WHAT NEEDS TO BE DONE ::
Retype the data that follows line by line, exactly, and leave its pictures out.

DATA SECTION ::
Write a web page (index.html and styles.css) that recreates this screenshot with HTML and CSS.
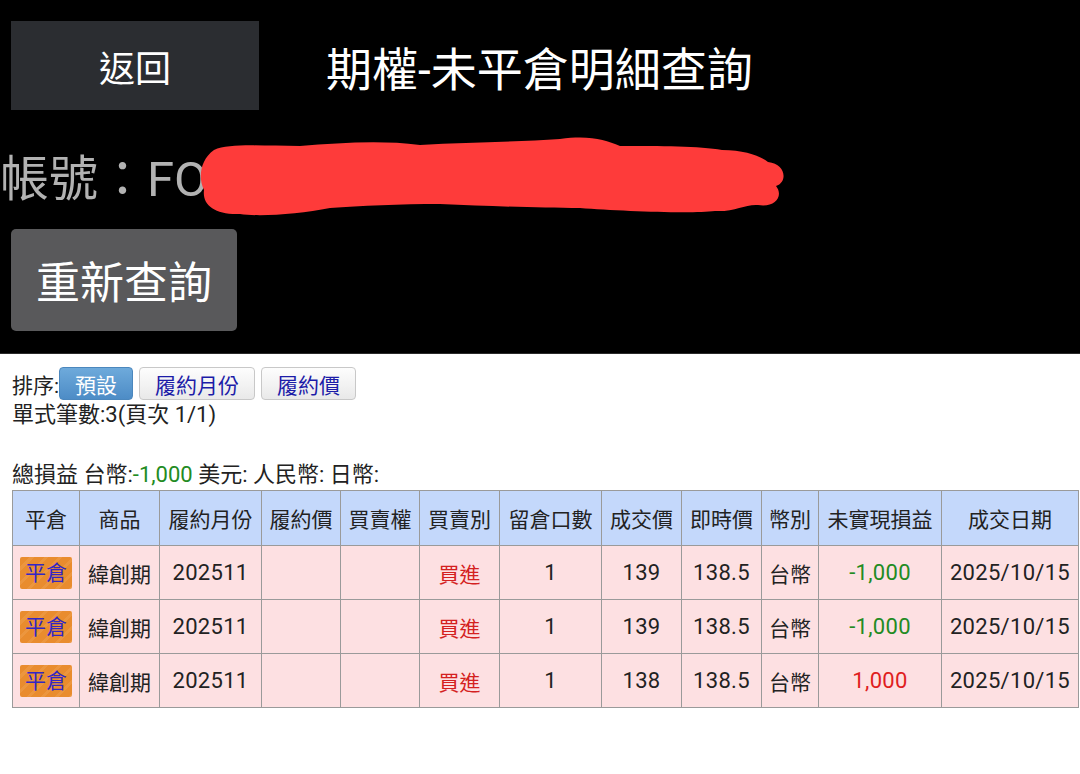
FILE: index.html
```html
<!DOCTYPE html>
<html lang="zh-Hant">
<head>
    <meta charset="UTF-8">
    <meta name="viewport" content="width=device-width, initial-scale=1.0">
    <title>期權-未平倉明細查詢</title>
    <link rel="stylesheet" href="styles.css">
</head>
<body>
    <div class="top">
        <div class="top-bar">
            <button class="back">返回</button>
            <h1 class="title">期權-未平倉明細查詢</h1>
        </div>
        <div class="account">帳號：FO</div>
        <button class="requery">重新查詢</button>
        <!-- 帳號遮蔽 -->
        <svg class="redact" width="1080" height="354" viewBox="0 0 1080 354">
            <path d="M214 150 C230 143 260 146 300 146 C340 143 380 140 420 145 C470 142 520 142 560 139 C590 135 605 140 620 146 C660 146 700 146 722 150 C745 150 760 156 768 162 C786 164 788 182 776 186 C784 196 775 208 758 205 C745 204 735 212 715 211 C690 214 620 211 580 208 C540 208 490 206 440 204 C400 204 360 206 330 208 C300 214 260 217 240 214 C215 215 202 205 204 190 C198 178 200 160 214 150 Z" fill="#fe3b3a"/>
        </svg>
    </div>

    <div class="content">
        <div class="sort">
            <span>排序:</span>
            <button class="sort-btn active">預設</button>
            <button class="sort-btn">履約月份</button>
            <button class="sort-btn">履約價</button>
        </div>
        <p class="line">單式筆數:3(頁次 1/1)</p>
        <p class="line">&nbsp;</p>
        <p class="line">總損益 台幣:<span class="gain">-1,000</span> 美元: 人民幣: 日幣:</p>

        <table class="grid">
            <colgroup>
                <col class="w67"><col class="w80"><col class="w102"><col class="w79"><col class="w79"><col class="w80">
                <col class="w102"><col class="w80"><col class="w80"><col class="w57"><col class="w123"><col class="w137">
            </colgroup>
            <thead>
                <tr>
                    <th>平倉</th><th>商品</th><th>履約月份</th><th>履約價</th><th>買賣權</th><th>買賣別</th>
                    <th>留倉口數</th><th>成交價</th><th>即時價</th><th>幣別</th><th>未實現損益</th><th>成交日期</th>
                </tr>
            </thead>
            <tbody>
                <tr>
                    <td><span class="close-btn">平倉</span></td><td>緯創期</td><td class="num">202511</td><td></td><td></td>
                    <td class="buy">買進</td><td class="num">1</td><td class="num">139</td><td class="num">138.5</td><td>台幣</td>
                    <td class="num gain">-1,000</td><td class="num">2025/10/15</td>
                </tr>
                <tr>
                    <td><span class="close-btn">平倉</span></td><td>緯創期</td><td class="num">202511</td><td></td><td></td>
                    <td class="buy">買進</td><td class="num">1</td><td class="num">139</td><td class="num">138.5</td><td>台幣</td>
                    <td class="num gain">-1,000</td><td class="num">2025/10/15</td>
                </tr>
                <tr>
                    <td><span class="close-btn">平倉</span></td><td>緯創期</td><td class="num">202511</td><td></td><td></td>
                    <td class="buy">買進</td><td class="num">1</td><td class="num">138</td><td class="num">138.5</td><td>台幣</td>
                    <td class="num loss">1,000</td><td class="num">2025/10/15</td>
                </tr>
            </tbody>
        </table>
    </div>
</body>
</html>
```

FILE: styles.css
```css
body {
    margin: 0;
    background: #fff;
    color: #222;
    font-family: Roboto, "Noto Sans CJK TC", sans-serif;
    width: 1080px;
    overflow: hidden;
}
button {
    font-family: inherit;
    cursor: pointer;
}
.top {
    position: relative;
    height: 354px;
    box-sizing: border-box;
    padding-top: 21px;
    background: #000;
    border-bottom: 1px solid #2a2a2a;
}
.top-bar {
    display: flex;
    align-items: center;
    margin-left: 11px;
}
.back {
    width: 248px;
    height: 89px;
    border: none;
    background: #2b2d31;
    color: #fff;
    font-size: 36px;
}
.title {
    margin: 0 0 0 67px;
    color: #fff;
    font-size: 46px;
    font-weight: normal;
}
.account {
    margin-top: 40px;
    color: #b2b2b2;
    font-size: 49px;
    line-height: 59px;
}
.requery {
    display: block;
    margin: 20px 0 0 11px;
    width: 226px;
    height: 102px;
    border: none;
    border-radius: 5px;
    background: #59595b;
    color: #fff;
    font-size: 44px;
}
.redact {
    position: absolute;
    left: 0;
    top: 0;
    pointer-events: none;
}
.content {
    padding: 13px 0 0 12px;
    font-size: 21px;
}
.sort {
    display: flex;
    align-items: center;
    height: 33px;
}
.sort-btn {
    height: 33px;
    margin-right: 6px;
    padding: 0 15px;
    border: 1px solid #c8c8c8;
    border-radius: 4px;
    background: linear-gradient(#fdfdfd, #e9e9e9);
    color: #1c1ca8;
    font-size: 21px;
}
.sort-btn.active {
    border-color: #4b87bd;
    background: linear-gradient(#6eaadb, #4d8cc6);
    color: #fff;
}
.line {
    margin: 0;
    font-size: 22px;
    line-height: 30px;
}
.gain {
    color: #228b22;
}
.loss {
    color: #e01e1e;
}
.buy {
    color: #d42020;
}
.grid {
    border-collapse: collapse;
    table-layout: fixed;
    width: 1066px;
    font-size: 21px;
}
.grid th, .grid td {
    border: 1px solid #9a9a9a;
    padding: 0;
    text-align: center;
    white-space: nowrap;
}
.grid th {
    height: 54px;
    background: #c4d8fb;
    font-weight: normal;
    color: #222;
}
.grid td {
    height: 53px;
    background: #fde0e2;
}
.grid .num {
    font-size: 22px;
    letter-spacing: 0.3px;
}
.close-btn {
    display: inline-block;
    width: 52px;
    height: 32px;
    line-height: 32px;
    border-radius: 2px;
    background: repeating-linear-gradient(135deg, #e98c2e 0 7px, #ec963e 7px 10px);
    color: #3326c4;
    vertical-align: middle;
}
.w67 { width: 67px; }
.w80 { width: 80px; }
.w102 { width: 102px; }
.w79 { width: 79px; }
.w57 { width: 57px; }
.w123 { width: 123px; }
.w137 { width: 137px; }
```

RESULT OF THE EXERCISE ::
Write a web page (index.html and styles.css) that recreates this screenshot with HTML and CSS.
FILE: index.html
```html
<!DOCTYPE html>
<html lang="zh-Hant">
<head>
    <meta charset="UTF-8">
    <meta name="viewport" content="width=device-width, initial-scale=1.0">
    <title>期權-未平倉明細查詢</title>
    <link rel="stylesheet" href="styles.css">
</head>
<body>
    <div class="top">
        <div class="top-bar">
            <button class="back">返回</button>
            <h1 class="title">期權-未平倉明細查詢</h1>
        </div>
        <div class="account">帳號：FO</div>
        <button class="requery">重新查詢</button>
        <!-- 帳號遮蔽 -->
        <svg class="redact" width="1080" height="354" viewBox="0 0 1080 354">
            <path d="M214 150 C230 143 260 146 300 146 C340 143 380 140 420 145 C470 142 520 142 560 139 C590 135 605 140 620 146 C660 146 700 146 722 150 C745 150 760 156 768 162 C786 164 788 182 776 186 C784 196 775 208 758 205 C745 204 735 212 715 211 C690 214 620 211 580 208 C540 208 490 206 440 204 C400 204 360 206 330 208 C300 214 260 217 240 214 C215 215 202 205 204 190 C198 178 200 160 214 150 Z" fill="#fe3b3a"/>
        </svg>
    </div>

    <div class="content">
        <div class="sort">
            <span>排序:</span>
            <button class="sort-btn active">預設</button>
            <button class="sort-btn">履約月份</button>
            <button class="sort-btn">履約價</button>
        </div>
        <p class="line">單式筆數:3(頁次 1/1)</p>
        <p class="line">&nbsp;</p>
        <p class="line">總損益 台幣:<span class="gain">-1,000</span> 美元: 人民幣: 日幣:</p>

        <table class="grid">
            <colgroup>
                <col class="w67"><col class="w80"><col class="w102"><col class="w79"><col class="w79"><col class="w80">
                <col class="w102"><col class="w80"><col class="w80"><col class="w57"><col class="w123"><col class="w137">
            </colgroup>
            <thead>
                <tr>
                    <th>平倉</th><th>商品</th><th>履約月份</th><th>履約價</th><th>買賣權</th><th>買賣別</th>
                    <th>留倉口數</th><th>成交價</th><th>即時價</th><th>幣別</th><th>未實現損益</th><th>成交日期</th>
                </tr>
            </thead>
            <tbody>
                <tr>
                    <td><span class="close-btn">平倉</span></td><td>緯創期</td><td class="num">202511</td><td></td><td></td>
                    <td class="buy">買進</td><td class="num">1</td><td class="num">139</td><td class="num">138.5</td><td>台幣</td>
                    <td class="num gain">-1,000</td><td class="num">2025/10/15</td>
                </tr>
                <tr>
                    <td><span class="close-btn">平倉</span></td><td>緯創期</td><td class="num">202511</td><td></td><td></td>
                    <td class="buy">買進</td><td class="num">1</td><td class="num">139</td><td class="num">138.5</td><td>台幣</td>
                    <td class="num gain">-1,000</td><td class="num">2025/10/15</td>
                </tr>
                <tr>
                    <td><span class="close-btn">平倉</span></td><td>緯創期</td><td class="num">202511</td><td></td><td></td>
                    <td class="buy">買進</td><td class="num">1</td><td class="num">138</td><td class="num">138.5</td><td>台幣</td>
                    <td class="num loss">1,000</td><td class="num">2025/10/15</td>
                </tr>
            </tbody>
        </table>
    </div>
</body>
</html>
```

FILE: styles.css
```css
body {
    margin: 0;
    background: #fff;
    color: #222;
    font-family: Roboto, "Noto Sans CJK TC", sans-serif;
    width: 1080px;
    overflow: hidden;
}
button {
    font-family: inherit;
    cursor: pointer;
}
.top {
    position: relative;
    height: 354px;
    box-sizing: border-box;
    padding-top: 21px;
    background: #000;
    border-bottom: 1px solid #2a2a2a;
}
.top-bar {
    display: flex;
    align-items: center;
    margin-left: 11px;
}
.back {
    width: 248px;
    height: 89px;
    border: none;
    background: #2b2d31;
    color: #fff;
    font-size: 36px;
}
.title {
    margin: 0 0 0 67px;
    color: #fff;
    font-size: 46px;
    font-weight: normal;
}
.account {
    margin-top: 40px;
    color: #b2b2b2;
    font-size: 49px;
    line-height: 59px;
}
.requery {
    display: block;
    margin: 20px 0 0 11px;
    width: 226px;
    height: 102px;
    border: none;
    border-radius: 5px;
    background: #59595b;
    color: #fff;
    font-size: 44px;
}
.redact {
    position: absolute;
    left: 0;
    top: 0;
    pointer-events: none;
}
.content {
    padding: 13px 0 0 12px;
    font-size: 21px;
}
.sort {
    display: flex;
    align-items: center;
    height: 33px;
}
.sort-btn {
    height: 33px;
    margin-right: 6px;
    padding: 0 15px;
    border: 1px solid #c8c8c8;
    border-radius: 4px;
    background: linear-gradient(#fdfdfd, #e9e9e9);
    color: #1c1ca8;
    font-size: 21px;
}
.sort-btn.active {
    border-color: #4b87bd;
    background: linear-gradient(#6eaadb, #4d8cc6);
    color: #fff;
}
.line {
    margin: 0;
    font-size: 22px;
    line-height: 30px;
}
.gain {
    color: #228b22;
}
.loss {
    color: #e01e1e;
}
.buy {
    color: #d42020;
}
.grid {
    border-collapse: collapse;
    table-layout: fixed;
    width: 1066px;
    font-size: 21px;
}
.grid th, .grid td {
    border: 1px solid #9a9a9a;
    padding: 0;
    text-align: center;
    white-space: nowrap;
}
.grid th {
    height: 54px;
    background: #c4d8fb;
    font-weight: normal;
    color: #222;
}
.grid td {
    height: 53px;
    background: #fde0e2;
}
.grid .num {
    font-size: 22px;
    letter-spacing: 0.3px;
}
.close-btn {
    display: inline-block;
    width: 52px;
    height: 32px;
    line-height: 32px;
    border-radius: 2px;
    background: repeating-linear-gradient(135deg, #e98c2e 0 7px, #ec963e 7px 10px);
    color: #3326c4;
    vertical-align: middle;
}
.w67 { width: 67px; }
.w80 { width: 80px; }
.w102 { width: 102px; }
.w79 { width: 79px; }
.w57 { width: 57px; }
.w123 { width: 123px; }
.w137 { width: 137px; }
```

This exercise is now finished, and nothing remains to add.